The editing controversy

CBS News aired only the first half of Harris’s response to a question about Netanyahu for a Face the Nation preview clip, but aired only the second half of the same answer during the 60 Minutes primetime special. Trump sued, claiming this constituted deceptive editing and election interference.

Was it actually deceptive?

That’s where it gets complicated. CBS released the full unedited version showing no manipulation, and legal scholars nationwide agreed Trump’s suit was without merit. Legal experts described the edits as standard editorial discretion – a practice explicitly protected by the First Amendment – and expressed concern that the settlement could embolden political bullying of news organizations.
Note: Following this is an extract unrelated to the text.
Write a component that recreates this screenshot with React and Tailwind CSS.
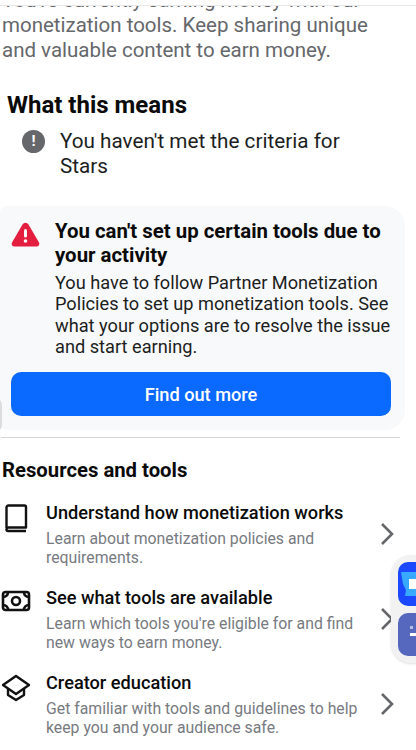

Why did Paramount settle then?

At that time, Paramount was seeking regulatory approval for its merger with Skydance, which required FCC sign-off from a Trump-appointed FCC chair who had made the 60 Minutes interview part of its review. In other words: leverage, not legal merit, drove the deal.

What the $38M figure likely comes from

Trump originally sued for $10 billion, then expanded to $20 billion. The $38M figure may conflate this settlement with others – ABC paid $15 million over a Stephanopoulos interview, and Meta paid $25 million to settle a separate Trump lawsuit. Combined with the CBS figure, that adds up differently depending on how you count.

Bottom line: Trump did receive a settlement – but it was $16 million, not $38 million. Whether CBS “deceptively” edited anything is vigorously disputed by legal scholars, press freedom advocates, and CBS itself. The settlement reflects corporate pressure from a pending merger, not a judicial finding of wrongdoing.